■ RAW DATA ■
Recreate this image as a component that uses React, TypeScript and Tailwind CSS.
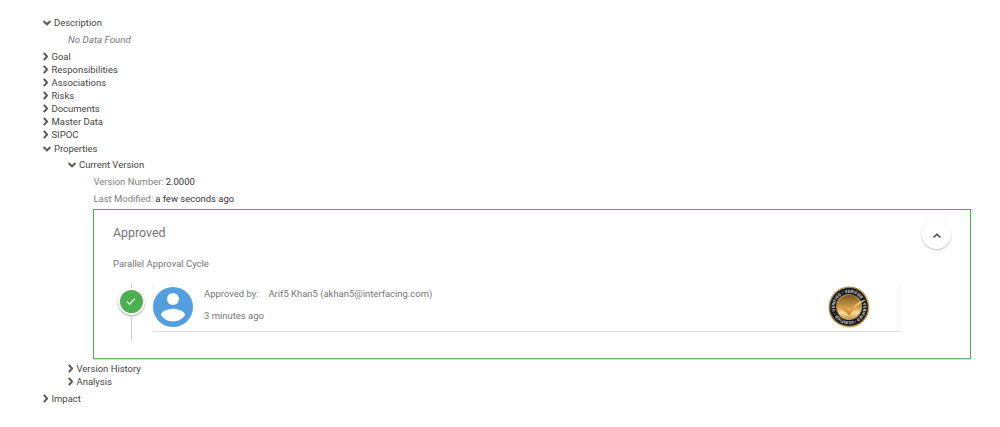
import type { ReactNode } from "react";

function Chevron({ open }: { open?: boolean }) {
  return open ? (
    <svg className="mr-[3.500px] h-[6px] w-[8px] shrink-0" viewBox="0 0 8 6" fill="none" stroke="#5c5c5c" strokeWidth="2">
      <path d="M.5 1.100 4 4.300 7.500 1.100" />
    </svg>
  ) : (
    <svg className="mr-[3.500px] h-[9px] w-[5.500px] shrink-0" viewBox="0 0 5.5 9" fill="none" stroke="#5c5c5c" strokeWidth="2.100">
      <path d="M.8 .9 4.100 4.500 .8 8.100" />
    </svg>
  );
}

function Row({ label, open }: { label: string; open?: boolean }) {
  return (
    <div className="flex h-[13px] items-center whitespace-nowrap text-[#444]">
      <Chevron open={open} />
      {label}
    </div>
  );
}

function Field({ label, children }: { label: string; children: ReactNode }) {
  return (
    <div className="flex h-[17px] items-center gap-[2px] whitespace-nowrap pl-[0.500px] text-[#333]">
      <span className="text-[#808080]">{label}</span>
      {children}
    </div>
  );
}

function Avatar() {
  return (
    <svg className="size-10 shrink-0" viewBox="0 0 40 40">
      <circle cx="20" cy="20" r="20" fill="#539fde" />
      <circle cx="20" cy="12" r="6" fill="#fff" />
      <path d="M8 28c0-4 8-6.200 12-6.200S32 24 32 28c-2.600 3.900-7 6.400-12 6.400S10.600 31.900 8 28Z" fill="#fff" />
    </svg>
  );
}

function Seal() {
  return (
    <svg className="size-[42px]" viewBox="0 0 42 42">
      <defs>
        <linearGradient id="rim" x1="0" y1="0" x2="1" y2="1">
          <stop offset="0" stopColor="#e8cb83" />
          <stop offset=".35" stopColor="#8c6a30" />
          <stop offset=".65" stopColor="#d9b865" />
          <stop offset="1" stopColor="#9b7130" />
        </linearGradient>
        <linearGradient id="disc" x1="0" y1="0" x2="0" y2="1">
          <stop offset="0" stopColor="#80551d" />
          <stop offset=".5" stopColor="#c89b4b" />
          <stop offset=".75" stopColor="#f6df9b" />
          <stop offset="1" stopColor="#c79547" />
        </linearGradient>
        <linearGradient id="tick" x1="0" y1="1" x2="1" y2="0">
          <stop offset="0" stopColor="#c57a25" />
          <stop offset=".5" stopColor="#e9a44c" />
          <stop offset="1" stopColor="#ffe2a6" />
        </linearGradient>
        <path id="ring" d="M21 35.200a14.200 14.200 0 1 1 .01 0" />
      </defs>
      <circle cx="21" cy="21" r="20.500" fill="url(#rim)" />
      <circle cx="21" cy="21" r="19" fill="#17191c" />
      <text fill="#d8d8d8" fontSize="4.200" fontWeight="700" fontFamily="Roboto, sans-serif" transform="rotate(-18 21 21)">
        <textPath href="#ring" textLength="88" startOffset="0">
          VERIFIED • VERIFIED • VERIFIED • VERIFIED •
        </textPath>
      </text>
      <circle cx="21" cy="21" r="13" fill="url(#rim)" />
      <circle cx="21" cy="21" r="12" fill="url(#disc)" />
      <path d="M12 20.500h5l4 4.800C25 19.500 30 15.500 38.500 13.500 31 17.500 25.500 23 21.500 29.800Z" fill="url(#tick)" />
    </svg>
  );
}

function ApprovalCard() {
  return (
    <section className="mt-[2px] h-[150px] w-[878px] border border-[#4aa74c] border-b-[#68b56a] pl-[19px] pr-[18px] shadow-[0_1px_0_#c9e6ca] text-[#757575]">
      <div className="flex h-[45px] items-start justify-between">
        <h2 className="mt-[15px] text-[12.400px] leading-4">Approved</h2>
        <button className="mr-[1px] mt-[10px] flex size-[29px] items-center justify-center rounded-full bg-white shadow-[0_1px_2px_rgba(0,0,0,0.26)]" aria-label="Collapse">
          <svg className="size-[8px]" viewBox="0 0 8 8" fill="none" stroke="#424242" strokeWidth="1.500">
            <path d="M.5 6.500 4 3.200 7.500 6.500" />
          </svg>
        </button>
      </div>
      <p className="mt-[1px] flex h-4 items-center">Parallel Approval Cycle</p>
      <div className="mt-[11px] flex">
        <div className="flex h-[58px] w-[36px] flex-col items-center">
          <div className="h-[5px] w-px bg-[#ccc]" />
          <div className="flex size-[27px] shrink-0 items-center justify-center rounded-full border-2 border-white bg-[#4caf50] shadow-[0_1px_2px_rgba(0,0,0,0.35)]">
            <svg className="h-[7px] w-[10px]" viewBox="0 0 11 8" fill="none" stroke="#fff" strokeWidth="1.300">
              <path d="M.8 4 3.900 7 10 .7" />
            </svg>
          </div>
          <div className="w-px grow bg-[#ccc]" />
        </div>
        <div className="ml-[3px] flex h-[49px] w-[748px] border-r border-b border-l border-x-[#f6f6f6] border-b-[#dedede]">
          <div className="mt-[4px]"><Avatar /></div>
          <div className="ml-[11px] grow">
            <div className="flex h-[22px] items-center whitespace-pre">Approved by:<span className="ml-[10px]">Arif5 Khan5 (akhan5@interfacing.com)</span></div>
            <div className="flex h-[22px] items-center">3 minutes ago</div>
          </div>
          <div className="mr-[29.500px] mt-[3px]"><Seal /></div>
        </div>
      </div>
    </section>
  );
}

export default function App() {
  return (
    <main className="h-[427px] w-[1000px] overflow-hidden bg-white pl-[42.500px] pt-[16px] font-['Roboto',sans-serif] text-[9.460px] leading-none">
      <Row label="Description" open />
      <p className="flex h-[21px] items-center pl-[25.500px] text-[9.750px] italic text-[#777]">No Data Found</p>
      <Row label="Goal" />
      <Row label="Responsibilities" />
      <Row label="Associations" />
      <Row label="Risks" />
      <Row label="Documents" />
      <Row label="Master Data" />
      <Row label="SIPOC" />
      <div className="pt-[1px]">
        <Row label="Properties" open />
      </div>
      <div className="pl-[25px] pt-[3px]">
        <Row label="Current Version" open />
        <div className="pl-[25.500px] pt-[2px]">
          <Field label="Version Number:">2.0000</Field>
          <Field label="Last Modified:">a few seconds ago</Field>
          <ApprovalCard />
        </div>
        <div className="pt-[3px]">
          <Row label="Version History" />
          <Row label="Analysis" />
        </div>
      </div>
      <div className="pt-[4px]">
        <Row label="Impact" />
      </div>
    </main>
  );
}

■ INSTRUCTIONS TO FOLLOW ■
Please transcribe the material above exactly as written. Leave the pictures out.

■ WRITTEN ANSWER ■
Recreate this image as a component that uses React, TypeScript and Tailwind CSS.
import type { ReactNode } from "react";

function Chevron({ open }: { open?: boolean }) {
  return open ? (
    <svg className="mr-[3.500px] h-[6px] w-[8px] shrink-0" viewBox="0 0 8 6" fill="none" stroke="#5c5c5c" strokeWidth="2">
      <path d="M.5 1.100 4 4.300 7.500 1.100" />
    </svg>
  ) : (
    <svg className="mr-[3.500px] h-[9px] w-[5.500px] shrink-0" viewBox="0 0 5.5 9" fill="none" stroke="#5c5c5c" strokeWidth="2.100">
      <path d="M.8 .9 4.100 4.500 .8 8.100" />
    </svg>
  );
}

function Row({ label, open }: { label: string; open?: boolean }) {
  return (
    <div className="flex h-[13px] items-center whitespace-nowrap text-[#444]">
      <Chevron open={open} />
      {label}
    </div>
  );
}

function Field({ label, children }: { label: string; children: ReactNode }) {
  return (
    <div className="flex h-[17px] items-center gap-[2px] whitespace-nowrap pl-[0.500px] text-[#333]">
      <span className="text-[#808080]">{label}</span>
      {children}
    </div>
  );
}

function Avatar() {
  return (
    <svg className="size-10 shrink-0" viewBox="0 0 40 40">
      <circle cx="20" cy="20" r="20" fill="#539fde" />
      <circle cx="20" cy="12" r="6" fill="#fff" />
      <path d="M8 28c0-4 8-6.200 12-6.200S32 24 32 28c-2.600 3.900-7 6.400-12 6.400S10.600 31.900 8 28Z" fill="#fff" />
    </svg>
  );
}

function Seal() {
  return (
    <svg className="size-[42px]" viewBox="0 0 42 42">
      <defs>
        <linearGradient id="rim" x1="0" y1="0" x2="1" y2="1">
          <stop offset="0" stopColor="#e8cb83" />
          <stop offset=".35" stopColor="#8c6a30" />
          <stop offset=".65" stopColor="#d9b865" />
          <stop offset="1" stopColor="#9b7130" />
        </linearGradient>
        <linearGradient id="disc" x1="0" y1="0" x2="0" y2="1">
          <stop offset="0" stopColor="#80551d" />
          <stop offset=".5" stopColor="#c89b4b" />
          <stop offset=".75" stopColor="#f6df9b" />
          <stop offset="1" stopColor="#c79547" />
        </linearGradient>
        <linearGradient id="tick" x1="0" y1="1" x2="1" y2="0">
          <stop offset="0" stopColor="#c57a25" />
          <stop offset=".5" stopColor="#e9a44c" />
          <stop offset="1" stopColor="#ffe2a6" />
        </linearGradient>
        <path id="ring" d="M21 35.200a14.200 14.200 0 1 1 .01 0" />
      </defs>
      <circle cx="21" cy="21" r="20.500" fill="url(#rim)" />
      <circle cx="21" cy="21" r="19" fill="#17191c" />
      <text fill="#d8d8d8" fontSize="4.200" fontWeight="700" fontFamily="Roboto, sans-serif" transform="rotate(-18 21 21)">
        <textPath href="#ring" textLength="88" startOffset="0">
          VERIFIED • VERIFIED • VERIFIED • VERIFIED •
        </textPath>
      </text>
      <circle cx="21" cy="21" r="13" fill="url(#rim)" />
      <circle cx="21" cy="21" r="12" fill="url(#disc)" />
      <path d="M12 20.500h5l4 4.800C25 19.500 30 15.500 38.500 13.500 31 17.500 25.500 23 21.500 29.800Z" fill="url(#tick)" />
    </svg>
  );
}

function ApprovalCard() {
  return (
    <section className="mt-[2px] h-[150px] w-[878px] border border-[#4aa74c] border-b-[#68b56a] pl-[19px] pr-[18px] shadow-[0_1px_0_#c9e6ca] text-[#757575]">
      <div className="flex h-[45px] items-start justify-between">
        <h2 className="mt-[15px] text-[12.400px] leading-4">Approved</h2>
        <button className="mr-[1px] mt-[10px] flex size-[29px] items-center justify-center rounded-full bg-white shadow-[0_1px_2px_rgba(0,0,0,0.26)]" aria-label="Collapse">
          <svg className="size-[8px]" viewBox="0 0 8 8" fill="none" stroke="#424242" strokeWidth="1.500">
            <path d="M.5 6.500 4 3.200 7.500 6.500" />
          </svg>
        </button>
      </div>
      <p className="mt-[1px] flex h-4 items-center">Parallel Approval Cycle</p>
      <div className="mt-[11px] flex">
        <div className="flex h-[58px] w-[36px] flex-col items-center">
          <div className="h-[5px] w-px bg-[#ccc]" />
          <div className="flex size-[27px] shrink-0 items-center justify-center rounded-full border-2 border-white bg-[#4caf50] shadow-[0_1px_2px_rgba(0,0,0,0.35)]">
            <svg className="h-[7px] w-[10px]" viewBox="0 0 11 8" fill="none" stroke="#fff" strokeWidth="1.300">
              <path d="M.8 4 3.900 7 10 .7" />
            </svg>
          </div>
          <div className="w-px grow bg-[#ccc]" />
        </div>
        <div className="ml-[3px] flex h-[49px] w-[748px] border-r border-b border-l border-x-[#f6f6f6] border-b-[#dedede]">
          <div className="mt-[4px]"><Avatar /></div>
          <div className="ml-[11px] grow">
            <div className="flex h-[22px] items-center whitespace-pre">Approved by:<span className="ml-[10px]">Arif5 Khan5 (akhan5@interfacing.com)</span></div>
            <div className="flex h-[22px] items-center">3 minutes ago</div>
          </div>
          <div className="mr-[29.500px] mt-[3px]"><Seal /></div>
        </div>
      </div>
    </section>
  );
}

export default function App() {
  return (
    <main className="h-[427px] w-[1000px] overflow-hidden bg-white pl-[42.500px] pt-[16px] font-['Roboto',sans-serif] text-[9.460px] leading-none">
      <Row label="Description" open />
      <p className="flex h-[21px] items-center pl-[25.500px] text-[9.750px] italic text-[#777]">No Data Found</p>
      <Row label="Goal" />
      <Row label="Responsibilities" />
      <Row label="Associations" />
      <Row label="Risks" />
      <Row label="Documents" />
      <Row label="Master Data" />
      <Row label="SIPOC" />
      <div className="pt-[1px]">
        <Row label="Properties" open />
      </div>
      <div className="pl-[25px] pt-[3px]">
        <Row label="Current Version" open />
        <div className="pl-[25.500px] pt-[2px]">
          <Field label="Version Number:">2.0000</Field>
          <Field label="Last Modified:">a few seconds ago</Field>
          <ApprovalCard />
        </div>
        <div className="pt-[3px]">
          <Row label="Version History" />
          <Row label="Analysis" />
        </div>
      </div>
      <div className="pt-[4px]">
        <Row label="Impact" />
      </div>
    </main>
  );
}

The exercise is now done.